Unfortunately, quoting sources can also end up fragmenting your story, interrupting the flow, and distracting the reader. Not quoting sources, on the other hand, may result in plagiarism.
There is an art to fluidly introducing ideas from various sources into your story in a way that is coherent.
Balance is a misunderstood idea. It does not mean canvassing both sides of an argument and leaving it up to the reader to decide.
Balance is presenting your ideas, based on your research, while openly addressing the criticisms that others might have of them.
Why is this important to quoting sources?
Because you want to present some quotes that support your case, and others that oppose it, and it’s a good idea to group them in your story to makes your ideas flow more smoothly.
Actually, not everyone agrees with me about the issue of balance. The online journalists’ resource, The News Manual, describes the role of the journalist thus: “… as a journalist, you are simply the channel through which people with something to say speak to people who want to know what they said.”
This is true for newswriting in my view, but not for features, profiles, case studies and many other forms of journalism.

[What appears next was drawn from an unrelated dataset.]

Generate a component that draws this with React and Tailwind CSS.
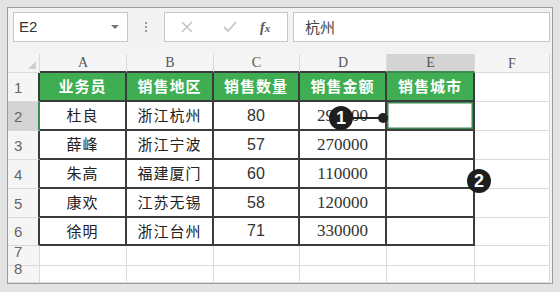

In many cases, the writer’s role is to do the research and then argue our case with balance.
Introduce your source
By introducing your sources, you help your readers to identify whether they are in the ‘for’ or ‘against’ camp, just as I did in the section above.
Introducing your quotes means signalling that a quote is coming, and making an assertion about where the quote fits into your story, according to the valuable online resource, The Writer’s Handbook.
The handbook elegantly summarises the task of including quotes in this way: “One of your jobs as a writer is to guide your reader through your text. Don’t simply drop quotations into your paper and leave it to the reader to make connections.”
Don’t quote facts
Quotes are there to enliven the story. There is no point in quoting someone saying “There are 365 days in a year.”
The best way to used direct quotations is to “record the opinions, emotions, and unique expressions of your sources,” writes Dennis Jerz, associate professor in English at Seton Hill University in Pennsylvania, USA.
I agree. Quotes are like lovers: we don’t need them, but we want them because they make life more interesting and meaningful.
End with a quote
Quotes do not make good beginnings. They are too slow. We want to know both the point of the story we are reading, and its benefit to us, within seconds of starting to read it.
On the other hand, a quote is a fabulous way to end a story – it’s memorable, emotional and human. A final quote completes a story, pulls it together and lingers in the minds of your readers.
CubReporters.org reports Pulitzer Prize-winning journalist Don Murray’s views on ending stories with a quote. “Its authority comes from the speaker, not the reporter. It gives a sense of objectivity to the story, and it allows for a conclusion in a manner that the reader will accept and believe. It lets the writer get out of the way.”